My PHP project will use thousands of pictures and each needs only a single number for it’s storage name.
My initial idea was to put all of the pictures in a single directory and name the files “0.jpg”, “1.jpg”, “2.jpg”, and all the way to “4294967295.jpg” .
Would it be better performance-wise to create a directory tree structure and name the files something like “429 / 496 / 7295.jpg”?
If the answer is yes, then the follow up question would be: what is the optimal amount of subdirs or files per level of depth? And what effect does the chosen filesystem have on this?
Each file will have a corresponding MySQL entry with an UNSIGNED LONGINT id-number.
Thank you.
It depends on which filesystem is being used. ext{2,3,4} have a dir_index option that can be set when they are created that make storing thousands or even millions of files in a single directory reasonably fast.
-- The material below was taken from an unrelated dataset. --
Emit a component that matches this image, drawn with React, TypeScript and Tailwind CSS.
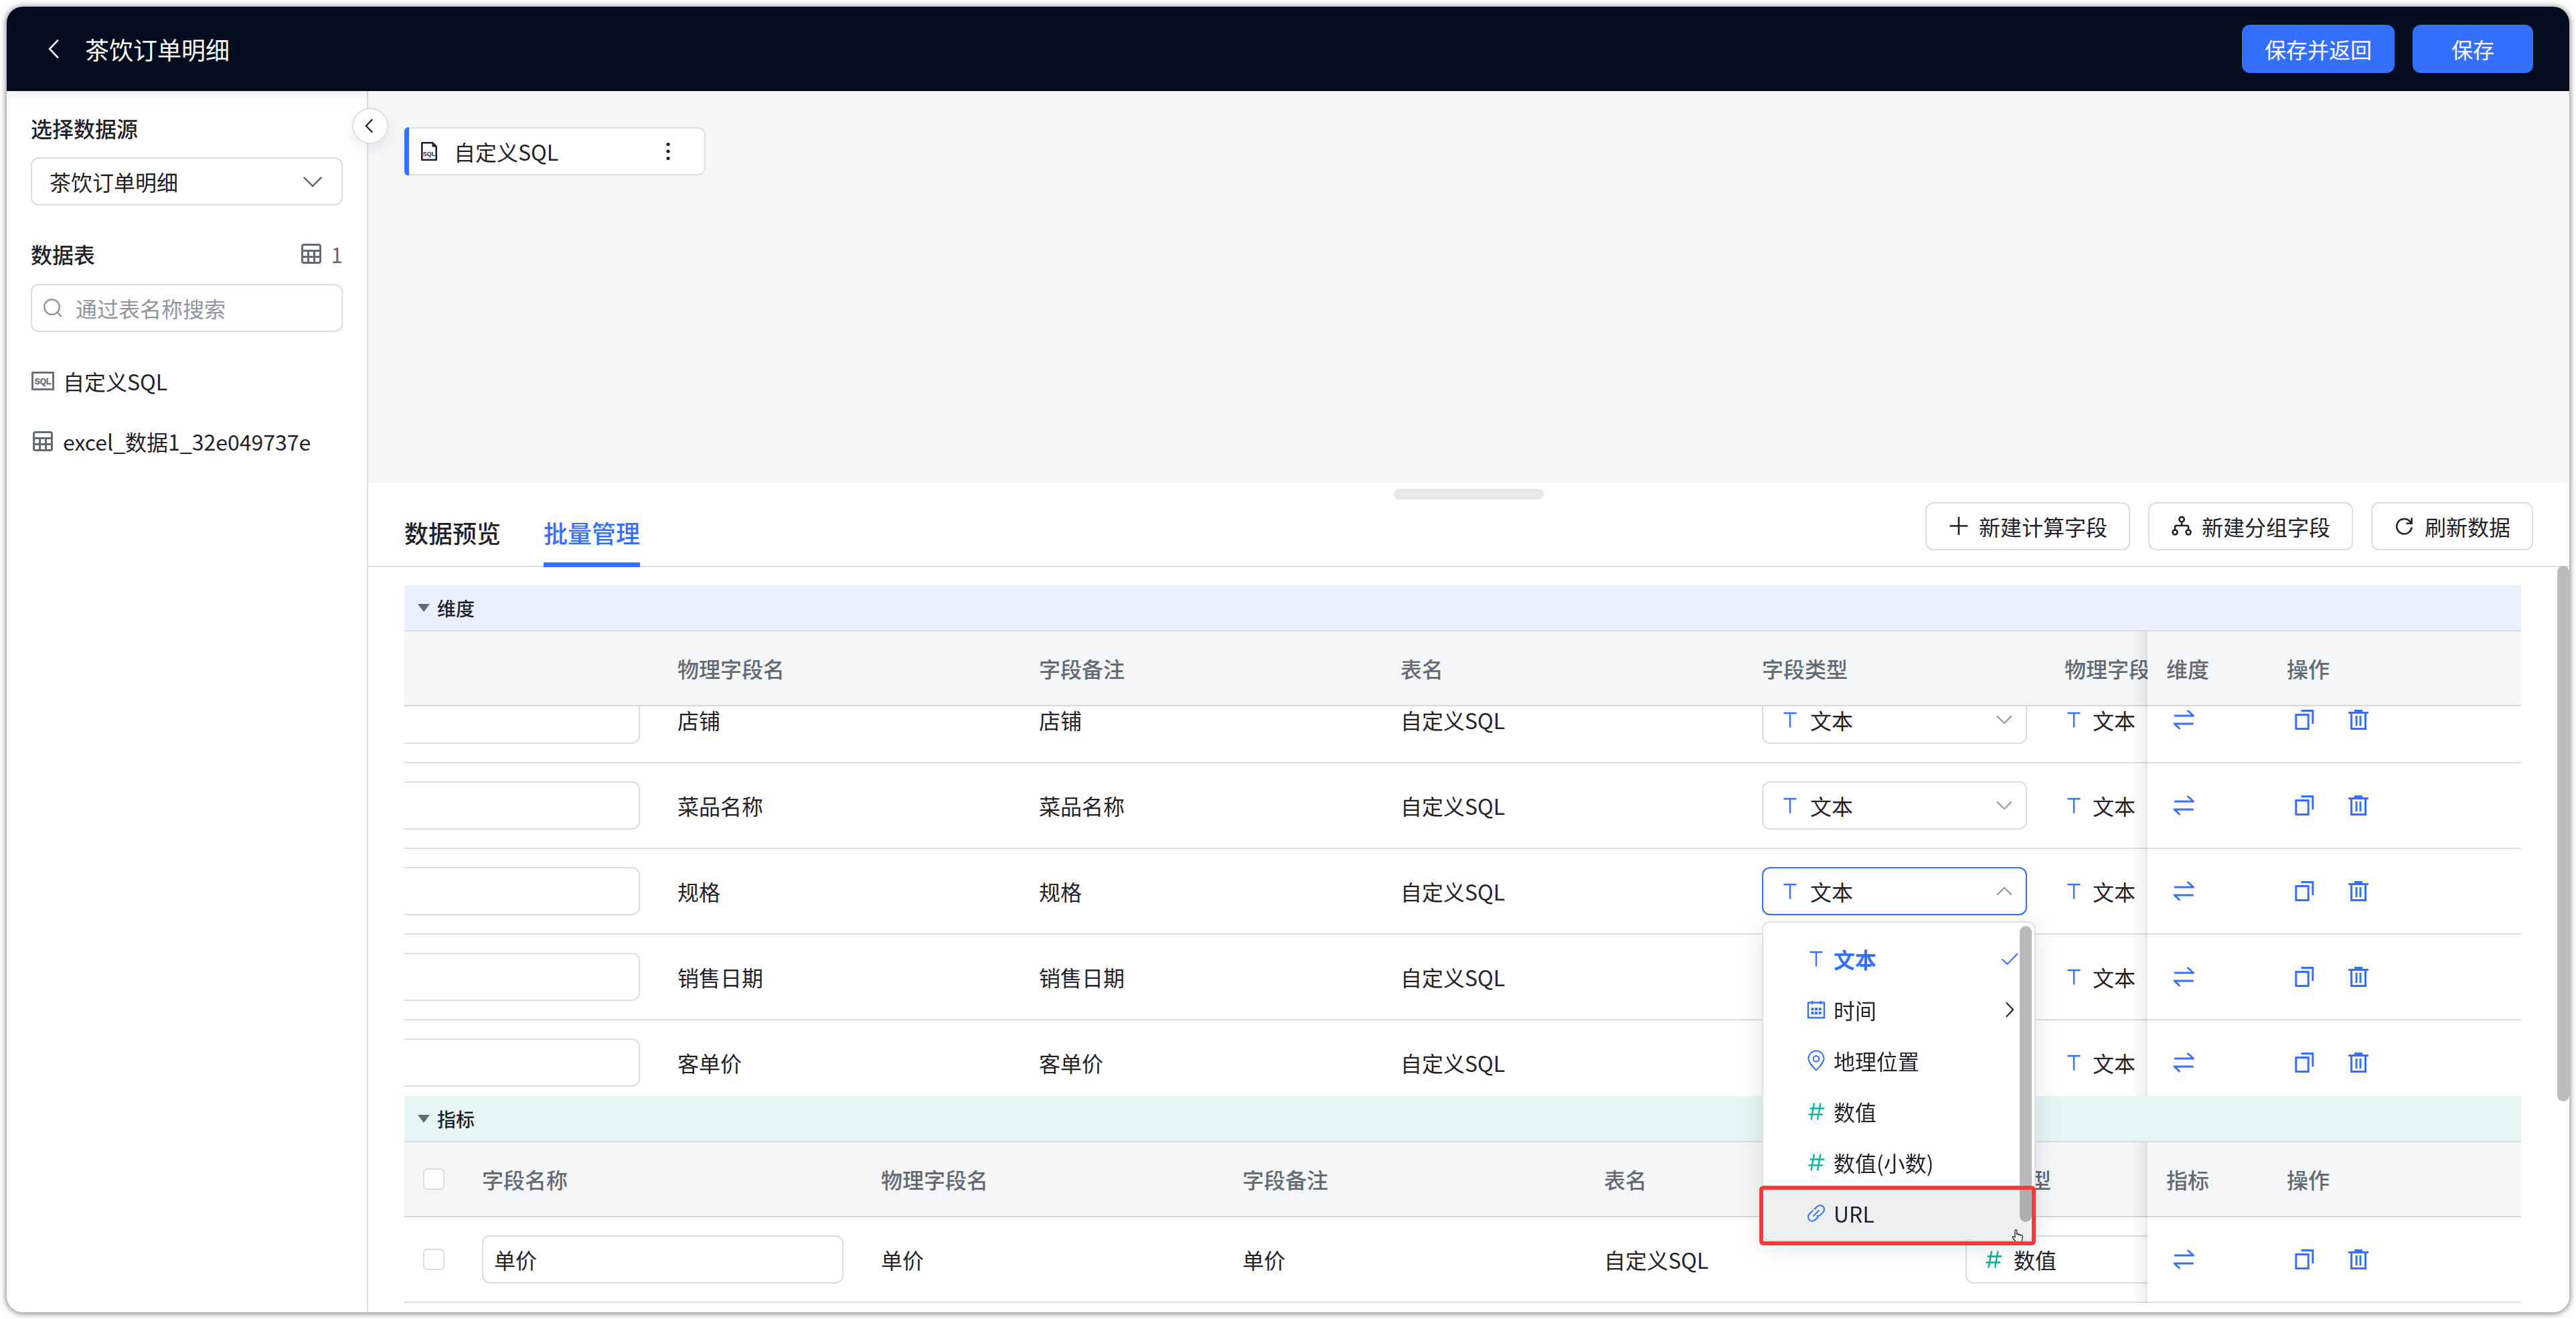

btrfs is not yet production ready, but it implicitly supports this idea at a very basic level.
But if you’re using the ext series without dir_index or most other Unix filesystems you will need to go for the more complex scheme of having several levels of directories. I would suggest you avoid that if you can. It just adds a lot of extra complication for something filesystems ought to be handling reasonably for you.
If you do use the more complex scheme, I would suggest encoding the number in hex and having 256 files/directories at each level. Filesystems that aren’t designed to handle large numbers of files in each directory typically do linear scans. The goal is to approximate a B-Tree type structure on your own. 2 hex digits at each level gives you about half a 4kiB (a common size) disk block per level with common means of encoding directories. That’s about as good as you’re going to get without a really complicated scheme like encoding your numbers in base 23 or base 24.